The Video Prediction Policy (VPP) employs a two-stage learning process to develop a generalist robot policy using predictive visual representations from video diffusion models (VDMs). In the first stage, a pre-trained video foundation model (Stable Video Diffusion with 1.5 billion parameters) is fine-tuned into a Text-guided Video Prediction (TVP) model using internet human manipulation data, robot manipulation data, and task-specific datasets, incorporating language features via CLIP embeddings and adjusting video resolution for efficiency. The fine-tuning optimizes a diffusion objective to predict future video sequences based on initial frames and instructions. In the second stage, the TVP model serves as a vision encoder by performing a single forward pass (avoiding time-consuming denoising) to extract predictive representations from up-sampling layers, which are then aggregated across multiple layers and views (e.g., static and wrist cameras) using interpolation and concatenation. A Video Former module processes these high-dimensional representations into fixed tokens via spatial-temporal attention, and a diffusion policy head generates action sequences conditioned on these tokens, learning an implicit inverse dynamics model to track robot movements in predicted futures. This approach ensures high-frequency closed-loop control by minimizing computational overhead.

Experiment

The experiments evaluate VPP across simulated and real-world robotic tasks to assess its effectiveness with predictive visual representations. In simulation, VPP was tested on the Calvin ABC→D benchmark (a long-horizon instruction-following task with unseen environment D) and the MetaWorld benchmark (50 diverse manipulation tasks with a Sawyer robot). Datasets included internet human and robot manipulation videos (over 370,000 trajectories) alongside task-specific data, with fine-tuning and policy training conducted on NVIDIA A100 GPUs. Baselines included state-of-the-art methods like GR-1, Susie, and Diffusion Policy. Results showed VPP achieving a 41.5% improvement in average task completion length (4.33 vs. 3.06 for GR-1) on Calvin ABC→D and a 10.8% higher success rate (0.682 vs. 0.574 for GR-1) on MetaWorld, demonstrating significant superiority. Ablation studies confirmed the importance of predictive representations (performance dropped to 2.58 with Stable-VAE), internet pre-training (drop to 1.63 without SVD pre-training), and architectural components like Video Former (drop to 3.86). Real-world tests on Franka Panda arm and Xarm with dexterous hand across seen, unseen, and tool-use tasks (over 700 rollouts) showed a 31.6% average improvement in success rate over GR-1, with strong generalization to unseen tasks.

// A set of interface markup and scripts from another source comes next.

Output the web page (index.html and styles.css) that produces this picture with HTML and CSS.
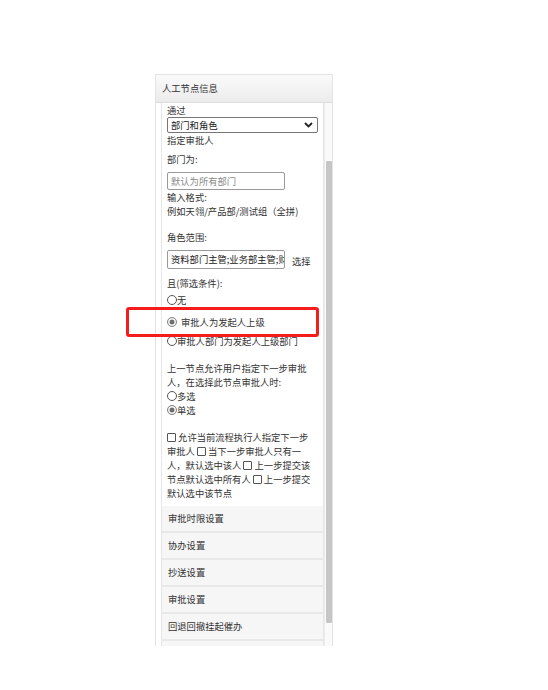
FILE: index.html
```html
<!DOCTYPE html>
<html>
<head>
    <title>人工节点信息</title>
    <meta charset="UTF-8">
    <link rel="stylesheet" href="styles.css">
</head>
<body>
    <div class="panel">
        <div class="panel-head">人工节点信息</div>
        <div class="panel-body">
            <div class="scroll-area">
                <div class="form-box">
                    <div class="line">通过</div>
                    <div class="select">
                        <span>部门和角色</span>
                        <svg class="chevron" width="9" height="6" viewBox="0 0 9 6"><path d="M1 1 L4.5 4.5 L8 1" fill="none" stroke="#222" stroke-width="1.8"/></svg>
                    </div>
                    <div class="line">指定审批人</div>

                    <div class="line label">部门为:</div>
                    <div class="text-input placeholder">默认为所有部门</div>
                    <div class="line">输入格式:</div>
                    <div class="line">例如天翎/产品部/测试组（全拼)</div>

                    <div class="line label-lg">角色范围:</div>
                    <div class="input-row">
                        <div class="text-input">资料部门主管;业务部主管;财务部主管</div>
                        <span class="pick">选择</span>
                    </div>

                    <div class="line filter">且(筛选条件):</div>
                    <div class="line opt opt-first"><span class="radio"></span>无</div>
                    <div class="line opt opt-sel"><span class="radio on"></span><span class="gap"></span>审批人为发起人上级</div>
                    <div class="line opt"><span class="radio"></span>审批人部门为发起人上级部门</div>

                    <div class="line note">上一节点允许用户指定下一步审批</div>
                    <div class="line">人，在选择此节点审批人时:</div>
                    <div class="line opt"><span class="radio"></span>多选</div>
                    <div class="line opt"><span class="radio on"></span>单选</div>

                    <p class="checks">
                        <span class="check"></span> 允许当前流程执行人指定下一步<br>
                        审批人 <span class="check"></span> 当下一步审批人只有一<br>
                        人，默认选中该人 <span class="check"></span> 上一步提交该<br>
                        节点默认选中所有人 <span class="check"></span> 上一步提交<br>
                        默认选中该节点
                    </p>
                </div>

                <div class="acc-item">审批时限设置</div>
                <div class="acc-item">协办设置</div>
                <div class="acc-item">抄送设置</div>
                <div class="acc-item">审批设置</div>
                <div class="acc-item">回退回撤挂起催办</div>
                <div class="acc-item">流程事件设置</div>
            </div>
            <div class="scrollbar"><div class="thumb"></div></div>
        </div>
    </div>

    <div class="mark"></div>
</body>
</html>
```

FILE: styles.css
```css
body {
    margin: 0;
    background: #fff;
    color: #333;
    font-family: "Noto Sans CJK SC", "Noto Sans", sans-serif;
    font-size: 9.3px;
}

.panel {
    box-sizing: border-box;
    width: 178px;
    margin: 74px 0 0 155px;
    border: 1px solid #e3e3e3;
    border-bottom: none;
}

.panel-head {
    height: 27px;
    line-height: 27px;
    padding-left: 6px;
    background: linear-gradient(#fafafa, #ececec);
    border-bottom: 1px solid #dcdcdc;
    color: #333;
}

.panel-body {
    display: flex;
    height: 543px;
    overflow: hidden;
}

.scroll-area {
    width: 163px;
    padding-left: 5px;
    border-right: 1px solid #ececec;
}

.form-box {
    border-left: 1px solid #e6e6e6;
    border-right: 1px solid #e6e6e6;
    padding: 0 0 6px 5px;
}

.line {
    height: 14px;
    line-height: 14px;
    white-space: nowrap;
}

.select {
    box-sizing: border-box;
    display: flex;
    align-items: center;
    justify-content: space-between;
    width: 151px;
    height: 16px;
    padding: 0 4px 0 3px;
    border: 1px solid #767676;
    border-radius: 2px;
    color: #222;
}

.text-input {
    box-sizing: border-box;
    width: 118px;
    height: 18px;
    line-height: 16px;
    padding: 0 3px;
    margin-top: 6px;
    border: 1px solid #999;
    border-radius: 2px;
    overflow: hidden;
    white-space: nowrap;
    text-overflow: clip;
    color: #222;
}

.placeholder {
    color: #8a8a8a;
}

.label {
    margin-top: 5px;
}

.label-lg {
    margin-top: 12px;
}

.input-row {
    display: flex;
    align-items: flex-end;
    gap: 7px;
}

.input-row .text-input {
    height: 19px;
    line-height: 17px;
}

.pick {
    line-height: 16px;
}

.filter {
    margin-top: 7px;
}

.opt {
    display: flex;
    align-items: center;
}

.opt-first {
    margin-top: 3px;
}

.opt-sel {
    margin-top: 8px;
    margin-bottom: 5px;
}

.gap {
    width: 4px;
}

.radio {
    box-sizing: border-box;
    width: 10px;
    height: 10px;
    border: 1px solid #555;
    border-radius: 50%;
    background: #fff;
}

.radio.on {
    border-color: #8a8a8a;
    box-shadow: inset 0 0 0 1.5px #fff;
    background: #6e6e6e;
}

.note {
    margin-top: 13px;
}

.checks {
    margin: 13px 0 0 0;
    line-height: 14px;
    white-space: nowrap;
}

.check {
    display: inline-block;
    box-sizing: border-box;
    width: 9px;
    height: 9px;
    border: 1px solid #555;
    border-radius: 1px;
    vertical-align: -1px;
}

.acc-item {
    height: 25px;
    line-height: 25px;
    padding-left: 6px;
    background: #f6f6f6;
    border-left: 1px solid #e6e6e6;
    border-right: 1px solid #e6e6e6;
    border-bottom: 2px solid #e8e8e8;
    color: #333;
}

.scrollbar {
    flex: 1;
    background: #fafafa;
}

.thumb {
    width: 6px;
    height: 462px;
    margin: 58px 0 0 1px;
    background: #c6c6c6;
    border-radius: 1px;
}

.mark {
    position: absolute;
    left: 126px;
    top: 307px;
    width: 187px;
    height: 24px;
    border: 3px solid #f51c1c;
    border-radius: 3px;
}
```
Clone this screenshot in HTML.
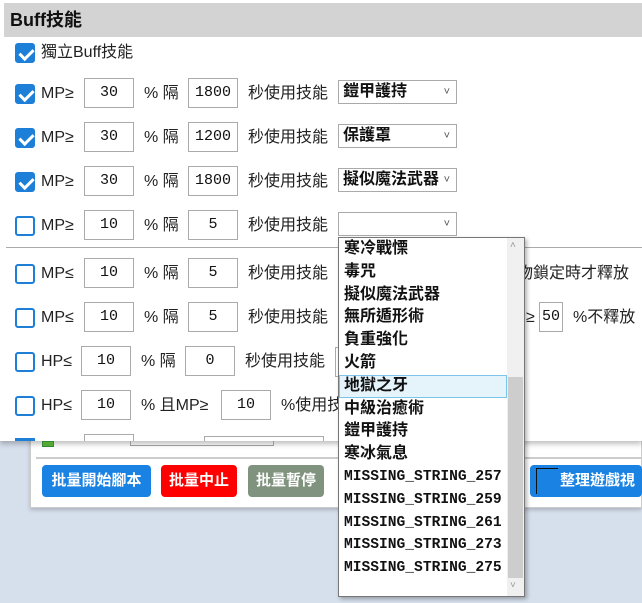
<!DOCTYPE html>
<html><head><meta charset="utf-8"><style>
*{margin:0;padding:0;box-sizing:border-box}
body{width:642px;height:603px;overflow:hidden;background:#d6dfec;font-family:"Liberation Sans","Noto Sans CJK TC",sans-serif;position:relative;color:#222}
.a{position:absolute}
.t{position:absolute;font-size:16px;line-height:20px;white-space:nowrap}
.cb{position:absolute;width:20px;height:20px;border:2px solid #1e7fd8;border-radius:3px;background:#fff}
.cb.on{background:#1e7fd8}
.cb.on::after{content:"";position:absolute;left:5px;top:1px;width:6px;height:11px;border:solid #fff;border-width:0 3px 3px 0;transform:rotate(45deg)}
.in{position:absolute;width:50px;height:30px;border:1px solid #aaa;background:#fff;font-family:"Liberation Mono",monospace;font-size:15px;line-height:28px;text-align:center;color:#111}
.sel{position:absolute;left:338px;width:119px;height:24px;border:1px solid #aaa;background:#fff;font-size:16px;font-weight:bold;line-height:22px;padding-left:4px;color:#111;white-space:nowrap}
.sel::after{content:"˅";position:absolute;right:6px;top:0;font-size:11px;font-weight:normal;color:#555}
.btn{position:absolute;top:465px;height:32px;border-radius:4px;color:#fff;font-weight:bold;font-size:15px;line-height:32px;text-align:center;white-space:nowrap}
.dd div{height:22.8px;line-height:22.8px;font-size:16px;font-weight:bold;padding-left:5px;color:#111;white-space:nowrap}
.dd .m{font-family:"Liberation Mono",monospace;font-size:14.6px}
</style></head><body>
<div class="a" style="left:30px;top:430px;width:612px;height:78px;background:#fff;border:1px solid #ccc;box-shadow:0 2px 4px rgba(0,0,0,.2)"></div>
<div class="a" style="left:36px;top:457px;width:606px;height:2px;background:#ccc"></div>
<div class="btn" style="left:42px;width:109px;background:#1a82e2">批量開始腳本</div>
<div class="btn" style="left:161px;width:76px;background:#f00">批量中止</div>
<div class="btn" style="left:248px;width:76px;background:#7f937f">批量暫停</div>
<div class="btn" style="left:530px;width:112px;background:#1a82e2;text-align:left;padding-left:30px">整理遊戲視</div>
<div class="a" style="left:536px;top:468px;width:22px;height:26px;border-left:1px solid #111;border-top:1px solid #111"></div>
<div class="a" style="left:0;top:0;width:642px;height:441px;background:#fff;box-shadow:0 3px 5px rgba(0,0,0,.25)"></div>
<div class="a" style="left:4px;top:3px;width:638px;height:34px;background:#d3d3d3"></div>
<div class="t" style="left:10px;top:9px;font-size:18px;line-height:22px;font-weight:bold;color:#111">Buff技能</div>
<div class="cb on" style="left:15px;top:43px"></div><div class="t" style="left:41px;top:43px">獨立Buff技能</div>

<div class="cb on" style="left:15px;top:84px"></div><div class="t" style="left:41px;top:84px">MP≥</div>
<div class="in" style="left:84px;top:78px">30</div><div class="t" style="left:144px;top:84px">% 隔</div>
<div class="in" style="left:188px;top:78px">1800</div><div class="t" style="left:248px;top:84px">秒使用技能</div>
<div class="sel" style="top:80px">鎧甲護持</div>

<div class="cb on" style="left:15px;top:128px"></div><div class="t" style="left:41px;top:128px">MP≥</div>
<div class="in" style="left:84px;top:122px">30</div><div class="t" style="left:144px;top:128px">% 隔</div>
<div class="in" style="left:188px;top:122px">1200</div><div class="t" style="left:248px;top:128px">秒使用技能</div>
<div class="sel" style="top:124px">保護罩</div>

<div class="cb on" style="left:15px;top:172px"></div><div class="t" style="left:41px;top:172px">MP≥</div>
<div class="in" style="left:84px;top:166px">30</div><div class="t" style="left:144px;top:172px">% 隔</div>
<div class="in" style="left:188px;top:166px">1800</div><div class="t" style="left:248px;top:172px">秒使用技能</div>
<div class="sel" style="top:168px">擬似魔法武器</div>

<div class="cb" style="left:15px;top:216px"></div><div class="t" style="left:41px;top:216px">MP≥</div>
<div class="in" style="left:84px;top:210px">10</div><div class="t" style="left:144px;top:216px">% 隔</div>
<div class="in" style="left:188px;top:210px">5</div><div class="t" style="left:248px;top:216px">秒使用技能</div>
<div class="sel" style="top:212px"></div>

<div class="a" style="left:6px;top:247px;width:636px;height:1px;background:#aaa"></div>

<div class="cb" style="left:15px;top:264px"></div><div class="t" style="left:41px;top:264px">MP≤</div>
<div class="in" style="left:84px;top:258px">10</div><div class="t" style="left:144px;top:264px">% 隔</div>
<div class="in" style="left:188px;top:258px">5</div><div class="t" style="left:248px;top:264px">秒使用技能</div>
<div class="t" style="left:517px;top:264px">物鎖定時才釋放</div>

<div class="cb" style="left:15px;top:308px"></div><div class="t" style="left:41px;top:308px">MP≤</div>
<div class="in" style="left:84px;top:302px">10</div><div class="t" style="left:144px;top:308px">% 隔</div>
<div class="in" style="left:188px;top:302px">5</div><div class="t" style="left:248px;top:308px">秒使用技能</div>
<div class="t" style="left:526px;top:308px">≥</div>
<div class="in" style="left:539px;top:302px;width:24px">50</div>
<div class="t" style="left:573px;top:308px">%不釋放</div>

<div class="cb" style="left:15px;top:352px"></div><div class="t" style="left:41px;top:352px">HP≤</div>
<div class="in" style="left:81px;top:346px">10</div><div class="t" style="left:141px;top:352px">% 隔</div>
<div class="in" style="left:185px;top:346px">0</div><div class="t" style="left:245px;top:352px">秒使用技能</div>
<div class="a" style="left:335px;top:347px;width:10px;height:30px;border:1px solid #aaa"></div>

<div class="cb" style="left:15px;top:396px"></div><div class="t" style="left:41px;top:396px">HP≤</div>
<div class="in" style="left:81px;top:390px">10</div><div class="t" style="left:141px;top:396px">% 且MP≥</div>
<div class="in" style="left:221px;top:390px">10</div><div class="t" style="left:281px;top:396px">%使用技</div>

<div class="a" style="left:15px;top:438px;width:20px;height:3px;background:#1e7fd8"></div>
<div class="a" style="left:84px;top:434px;width:50px;height:7px;border:1px solid #aaa;border-bottom:0"></div>
<div class="a" style="left:204px;top:436px;width:120px;height:5px;border:1px solid #aaa;border-bottom:0"></div>
<div class="a" style="left:42px;top:441px;width:12px;height:6px;background:#5a3;border:1px solid #383"></div>
<div class="a" style="left:130px;top:441px;width:144px;height:5px;border:1px solid #999;border-top:0"></div>

<div class="a dd" style="left:338px;top:237px;width:187px;height:360px;background:#fff;border:1px solid #777;box-shadow:2px 2px 4px rgba(0,0,0,.3)">
<div>寒冷戰慄</div><div>毒咒</div><div>擬似魔法武器</div><div>無所遁形術</div><div>負重強化</div><div>火箭</div>
<div style="background:#e5f3fb;outline:1px solid #7cc4ea;outline-offset:-1px;width:168px">地獄之牙</div>
<div>中級治癒術</div><div>鎧甲護持</div><div>寒冰氣息</div>
<div class="m">MISSING_STRING_257</div><div class="m">MISSING_STRING_259</div><div class="m">MISSING_STRING_261</div><div class="m">MISSING_STRING_273</div><div class="m">MISSING_STRING_275</div>
</div>
<div class="a" style="left:507px;top:238px;width:17px;height:358px;background:#f0f0f0"></div>
<div class="a" style="left:508px;top:377px;width:15px;height:201px;background:#cdcdcd"></div>
<div class="a" style="left:510px;top:240px;font-size:10px;color:#999">˄</div>
<div class="a" style="left:510px;top:580px;font-size:10px;color:#999">˅</div>
</body></html>
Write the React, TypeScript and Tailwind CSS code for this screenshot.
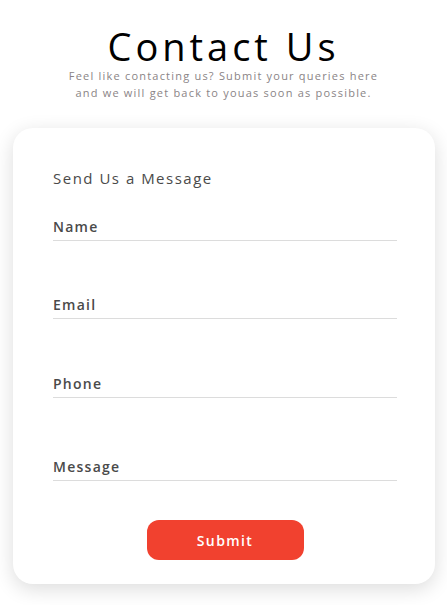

The setup appears comprehensive, covering diverse tasks and environments, and results align with expectations of leveraging predictive dynamics. However, the definition of ‘unseen tasks’ lacks rigor, and latency (140ms per step) may still limit applicability in highly dynamic scenarios. Visualizations suggest single-step predictions capture useful dynamics, but texture inaccuracies could affect precision in complex tasks.

Further Thoughts

The VPP approach opens up fascinating avenues for integrating generative AI with robotics, particularly through the use of video diffusion models to predict future states. However, a deeper exploration of failure modes is warranted—under what conditions do predictive representations fail to capture critical dynamics, especially in highly stochastic or rapidly changing environments like autonomous driving or disaster response robotics? Additionally, the reliance on internet-scale pre-training raises questions about data bias and ethical implications; for instance, if the training data over-represents certain types of manipulation tasks or environments, could this limit generalization in underrepresented scenarios? Connecting this to broader AI research, VPP’s methodology could intersect with advancements in multimodal foundation models, where combining video prediction with audio or tactile data might further enhance robotic perception and decision-making. I’m also intrigued by potential parallels with reinforcement learning in game environments, where predictive models of future states (e.g., in Monte Carlo Tree Search) have driven breakthroughs—could VPP’s predictive representations be adapted to such domains for planning under uncertainty? Finally, the computational cost, though mitigated, remains a concern; exploring parameter-efficient fine-tuning techniques or smaller proxy models for real-time inference could be a valuable next step to democratize this approach for resource-constrained robotic systems.